Effective 1-5 grams extraction with python

Asked 13/10, 2014 at 13:45 Answered 22/10, 2014 at 10:10

python nlp nltk information-retrieval n-gram

I have a huge files of 3,000,000 lines and each line have 20-40 words. I have to extract 1 to 5 ngrams from the corpus. My input files are tokenized plain text, e.g.:

This is a foo bar sentence .
There is a comma , in this sentence .
Such is an example text .

Currently, I am doing it as below but this don't seem to be a efficient way to extract the 1-5grams:

#!/usr/bin/env python -*- coding: utf-8 -*-

import io, os
from collections import Counter
import sys; reload(sys); sys.setdefaultencoding('utf-8')

with io.open('train-1.tok.en', 'r', encoding='utf8') as srcfin, \
io.open('train-1.tok.jp', 'r', encoding='utf8') as trgfin:
    # Extract words from file. 
    src_words = ['<s>'] + srcfin.read().replace('\n', ' </s> <s> ').split()
    del src_words[-1] # Removes the final '<s>'
    trg_words = ['<s>'] + trgfin.read().replace('\n', ' </s> <s> ').split()
    del trg_words[-1] # Removes the final '<s>'

    # Unigrams count.
    src_unigrams = Counter(src_words) 
    trg_unigrams = Counter(trg_words) 
    # Sum of unigram counts.
    src_sum_unigrams = sum(src_unigrams.values())
    trg_sum_unigrams = sum(trg_unigrams.values())

    # Bigrams count.
    src_bigrams = Counter(zip(src_words,src_words[1:]))
    trg_bigrams = Counter(zip(trg_words,trg_words[1:]))
    # Sum of bigram counts.
    src_sum_bigrams = sum(src_bigrams.values())
    trg_sum_bigrams = sum(trg_bigrams.values())

    # Trigrams count.
    src_trigrams = Counter(zip(src_words,src_words[1:], src_words[2:]))
    trg_trigrams = Counter(zip(trg_words,trg_words[1:], trg_words[2:]))
    # Sum of trigram counts.
    src_sum_trigrams = sum(src_bigrams.values())
    trg_sum_trigrams = sum(trg_bigrams.values())

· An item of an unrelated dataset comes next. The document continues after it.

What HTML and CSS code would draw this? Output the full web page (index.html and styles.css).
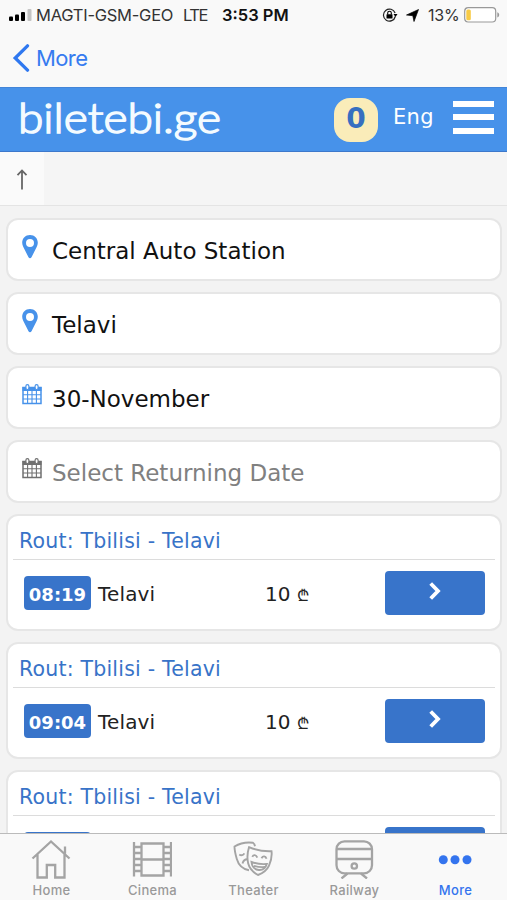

Is there any other way to do this more efficiently?

How to optimally extract different N ngrams simultaneously?

From Fast/Optimize N-gram implementations in python, essentially this:

zip(*[words[i:] for i in range(n)])

when hard-coded is this for bigrams, n=2:

zip(src_words,src_words[1:])

and is this for trigrams, n=3:

zip(src_words,src_words[1:],src_words[2:])

Staphylorrhaphy answered 13/10, 2014 at 13:45 Comment(1)

What is the format of the input files? – Shingly 15/10, 2014 at 15:46

If you are interested only in the most common (frequent) n-grams (which is your case I suppose), you can reuse the central idea of the Apriori algorithm. Given s_min, a minimal support which can be thought as the number of lines that a given n-gram is contained in, it efficiently searches for all such n-grams.

The idea is as follows: write a query function which takes an n-gram and tests how many times it is contained in the corpus. After you have such a function prepared (may be optimized as discussed later), scan the whole corpus and get all the 1-grams, i.e. bare tokens, and select those which are contained at least s_min times. This gives you subset F1 of frequent 1-grams. Then test all the possible 2-grams by combining all the 1-grams from F1. Again, select those which hold the s_min criterion and you'll get F2. By combining all the 2-grams from F2 and selecting the frequent 3-grams, you'll get F3. Repeat for as long as Fn is non-empty.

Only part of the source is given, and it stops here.